Depuis quelques jours, Ganiou Soglo, lancien ministre du Président Yayi, va à la rencontre des populations. On le voit dans des quartiers en réunion avec les jeunes. Et déjà, certains détracteurs pensent que lenfant terrible du Président-Maire Nicéphore Dieudonné Soglo est en campagne pour les élections municipales. Interrogé, Ganiou Soglo, toujours droit dans ses bottes, sest préoccupé à nos questions.
 

Le Confrère de la Matinée : Monsieur le Ministre, qu’est-ce qui explique vos nombreux contacts avec les populations ces derniers jours ?

 

Ganiou SOGLO : La foi et l’espérance en des lendemains meilleurs. Je ne peux comprendre que la jeunesse soit déboussolée, ne puisse plus croire en grand’ chose et se dise finalement : tous ces politiciens, c’est même pipe, même tabac ; ou encore tout simplement : ce sont tous des menteurs, ils sont tous pourris.

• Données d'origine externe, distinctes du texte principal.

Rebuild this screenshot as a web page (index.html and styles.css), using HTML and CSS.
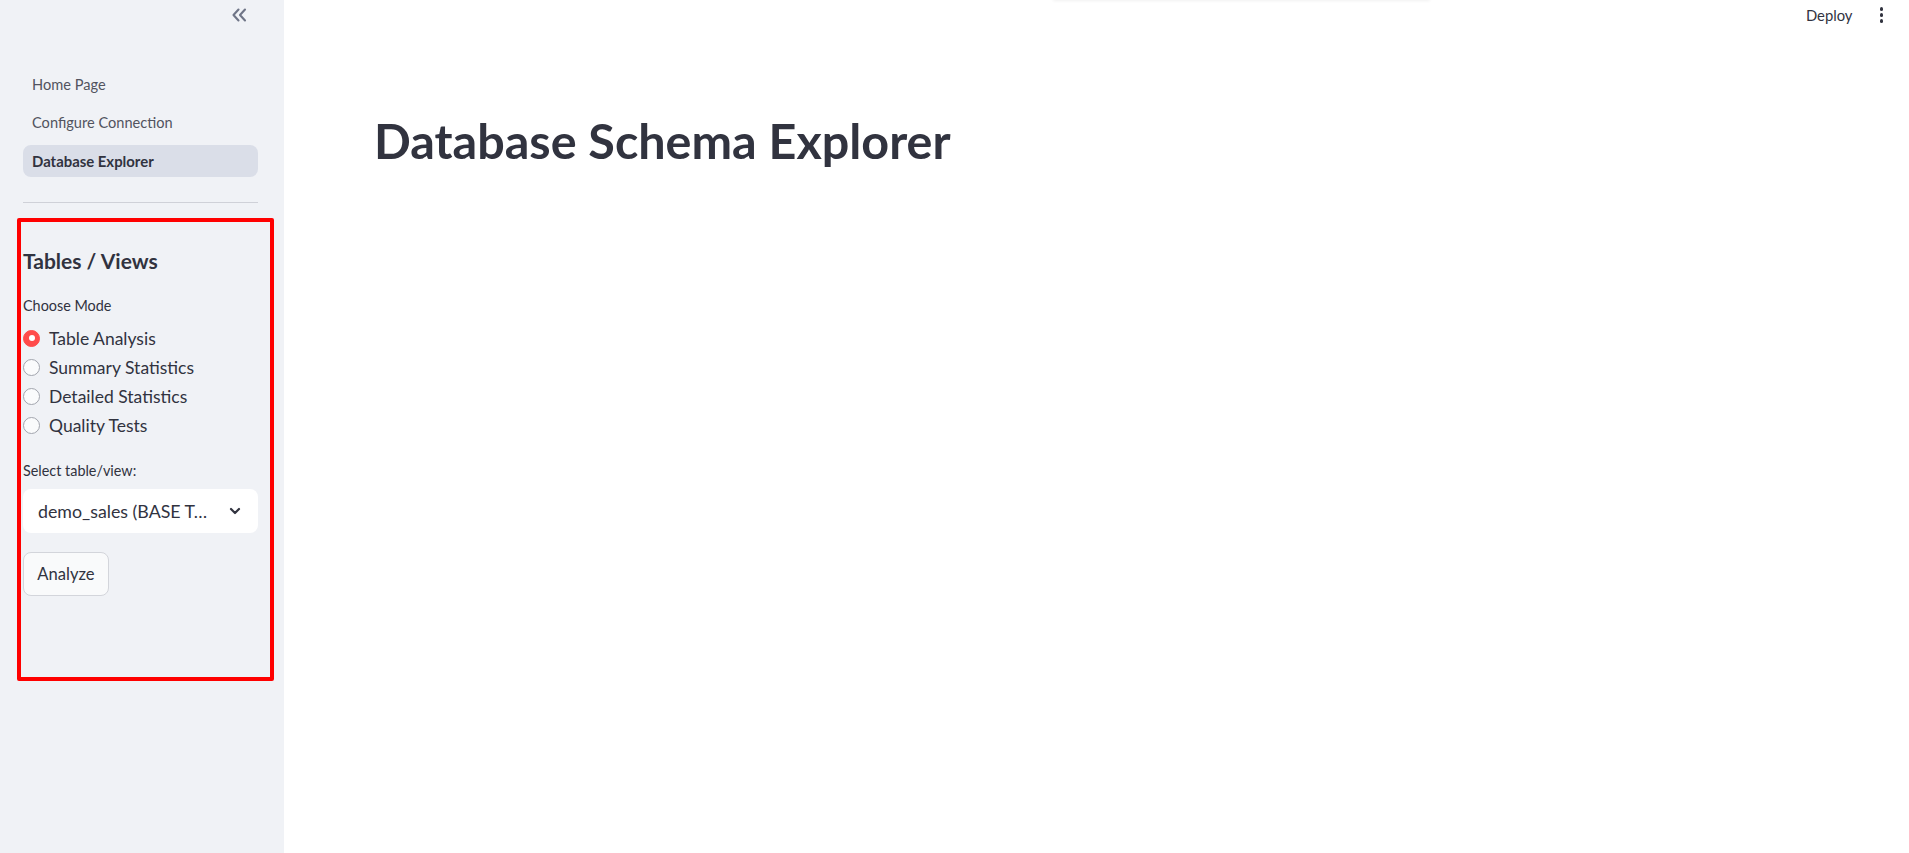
FILE: index.html
```html
<!DOCTYPE html>
<html lang="en">
<head>
<meta charset="utf-8">
<title>Database Schema Explorer</title>
<link rel="stylesheet" href="styles.css">
</head>
<body>
<div class="app">
  <aside class="sidebar">
    <div class="sb-header">
      <button class="collapse" aria-label="Collapse sidebar">
        <svg width="16" height="14" viewBox="0 0 16 14" fill="none" stroke="currentColor" stroke-width="2.1" stroke-linecap="round" stroke-linejoin="round"><path d="M7.5 1.5 2.5 7l5 5.5"/><path d="M14 1.5 9 7l5 5.5"/></svg>
      </button>
    </div>
    <nav class="nav">
      <a class="nav-link">Home Page</a>
      <a class="nav-link">Configure Connection</a>
      <a class="nav-link active">Database Explorer</a>
    </nav>
    <hr class="divider">
    <h3 class="sb-title">Tables / Views</h3>
    <div class="label">Choose Mode</div>
    <div class="radios">
      <div class="radio checked"><span class="dot"></span><span>Table Analysis</span></div>
      <div class="radio"><span class="dot"></span><span>Summary Statistics</span></div>
      <div class="radio"><span class="dot"></span><span>Detailed Statistics</span></div>
      <div class="radio"><span class="dot"></span><span>Quality Tests</span></div>
    </div>
    <div class="label select-label">Select table/view:</div>
    <div class="select">
      <span class="select-value">demo_sales (BASE T…</span>
      <svg class="select-chev" width="14" height="14" viewBox="0 0 14 14" fill="none" stroke="currentColor" stroke-width="2.2" stroke-linecap="round" stroke-linejoin="round"><path d="M3 5l4 4 4-4"/></svg>
    </div>
    <button class="btn">Analyze</button>
  </aside>
  <main class="main">
    <header class="topbar">
      <span class="deploy">Deploy</span>
      <span class="kebab"><i></i><i></i><i></i></span>
    </header>
    <h1 class="title">Database Schema Explorer</h1>
  </main>
</div>
<div class="annot"></div>
<div class="ghost"></div>
</body>
</html>
```
FILE: styles.css
```css
* { box-sizing: border-box; }
html, body { margin: 0; height: 100%; }
body {
  font-family: "Lato", "Noto Sans", sans-serif;
  color: #31333f;
  background: #ffffff;
  overflow: hidden;
}
.app {
  display: flex;
  height: 853px;
}
.sidebar {
  width: 284px;
  flex: none;
  background: #f0f2f6;
  padding: 0 26px 0 23px;
  display: flex;
  flex-direction: column;
  align-items: flex-start;
}
.sb-header {
  height: 69px;
  width: 100%;
  display: flex;
  justify-content: flex-end;
  align-items: flex-start;
  padding-top: 8px;
  padding-right: 11px;
}
.collapse {
  border: 0;
  background: transparent;
  color: #6f7587;
  padding: 0;
  width: 16px;
  height: 14px;
  display: flex;
}
.nav {
  width: 100%;
  display: flex;
  flex-direction: column;
  gap: 6px;
}
.nav-link {
  display: block;
  height: 32px;
  line-height: 32px;
  padding: 0 9px;
  border-radius: 8px;
  font-size: 14.6px;
  color: #52545f;
}
.nav-link.active {
  background: #dadee8;
  color: #31333f;
  font-weight: 700;
  font-size: 14.9px;
}
.divider {
  width: 100%;
  border: 0;
  border-top: 1px solid #cfd1d8;
  margin: 25px 0 0 0;
}
.sb-title {
  margin: 42px 0 0 0;
  font-size: 21px;
  line-height: 32px;
  font-weight: 700;
}
.label {
  font-size: 14.4px;
  line-height: 20px;
  margin-top: 19px;
}
.radios {
  margin-top: 10px;
  display: flex;
  flex-direction: column;
  gap: 5px;
}
.radio {
  height: 24px;
  display: flex;
  align-items: center;
  gap: 9px;
  font-size: 17.5px;
}
.dot {
  width: 17px;
  height: 17px;
  border-radius: 50%;
  border: 1px solid #a2a5ae;
  background: #fafbfc;
  flex: none;
  display: flex;
  align-items: center;
  justify-content: center;
}
.radio.checked .dot {
  background: #ff4b4b;
  border-color: #ff4b4b;
}
.radio.checked .dot::after {
  content: "";
  width: 6px;
  height: 6px;
  border-radius: 50%;
  background: #ffffff;
}
.select-label { margin-top: 24px; }
.select {
  margin-top: 8px;
  width: 100%;
  height: 44px;
  background: #ffffff;
  border-radius: 8px;
  display: flex;
  align-items: center;
  justify-content: space-between;
  padding: 0 16px 0 15px;
  font-size: 17.8px;
}
.select-chev { color: #31333f; }
.btn {
  margin-top: 19px;
  height: 44px;
  width: 86px;
  padding: 0;
  border: 1px solid #d3d5db;
  border-radius: 8px;
  background: #f9fafb;
  font-family: inherit;
  font-size: 16.6px;
  color: #31333f;
}
.main {
  flex: 1;
  display: flex;
  flex-direction: column;
  padding-left: 90px;
}
.topbar {
  height: 30px;
  display: flex;
  justify-content: flex-end;
  align-items: center;
  gap: 27px;
  padding-right: 26px;
}
.deploy {
  font-size: 14.8px;
}
.kebab {
  display: flex;
  flex-direction: column;
  gap: 2.5px;
}
.kebab i {
  display: block;
  width: 3.5px;
  height: 3.5px;
  border-radius: 50%;
  background: #31333f;
}
.title {
  margin: 80px 0 0 0;
  font-size: 48.5px;
  line-height: 60px;
  font-weight: 700;
}
.annot {
  position: absolute;
  left: 17px;
  top: 218px;
  width: 257px;
  height: 463px;
  border: 4px solid #ff0000;
  border-radius: 2px;
  pointer-events: none;
}
.ghost {
  position: absolute;
  left: 1053px;
  top: -20px;
  width: 377px;
  height: 20px;
  box-shadow: 0 1px 3px rgba(0,0,0,0.06);
  background: #fff;
}
```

Mais l’homme politique que je suis, a le devoir d’aller a leur rencontre, de les écouter et d’échanger avec eux. Je l’ai toujours fait et je continuerai à le faire tant que la foi m’habitera.

 

N’êtes vous pas entrain de préparer les élections municipales ?

 

En toute franchise, ces élections ne sont pas mon combat. Je ne compte pas y participer personnellement et briguer un poste de conseiller municipal. Il y a d’autres enjeux plus importants à mes yeux, même si  je crois que le choix de bonnes personnes ancrées dans leur environnement est crucial pour établir une relation et un lien entre le citoyen et l’élu. Les législatives de 2015 et les présidentielles de 2016, voila les combats que je compte réellement  mener. J’ai si souvent entendu dire par nos concitoyens : les politiciens ne viennent nous voir qu’en période électorale et après, on ne les voit plus. Eh bien moi, on m’a vu au cours des dernières campagnes présidentielles de 2011. Me voir aujourd’hui au contact des populations, en discussions par petits groupes, est cette promesse que je m’étais faite et aussi à eux de ne pas rompre ce lien entre le citoyen et l’homme politique que je suis.

 

Les élections législatives et présidentielles sont donc vos grands enjeux, mais qu’essayez vous d’apporter concrètement aux jeunes dans le cadre de ces échanges ?

 

Vous savez, quand je suis rentré dans les années 90, dans mes occupations d’import export liées au secteur de l’ananas, un paysan d’Allada a eu à me dire ceci : on ne dit pas à un Béninois qu’il est bête, on lui dit qu’il se comporte comme s’il était bête. A ce titre, j’ai le devoir de rappeler aux jeunes que l’action publique peut et doit avoir, à court terme, un impact sur leur quotidien. J’ai été député et ministre. Dans ces deux fonctions, j’ai eu à proposer une loi sur la défiscalisation du sport et de la culture. Ces deux secteurs sont les plus pratiqués par nos jeunes populations. Des pays en ont fait le fer de lance de leur développement. Cela a eu pour impact de créer des millions d’emplois et de faire gagner des revenus importants aux entreprises qui travaillent dans ces deux secteurs.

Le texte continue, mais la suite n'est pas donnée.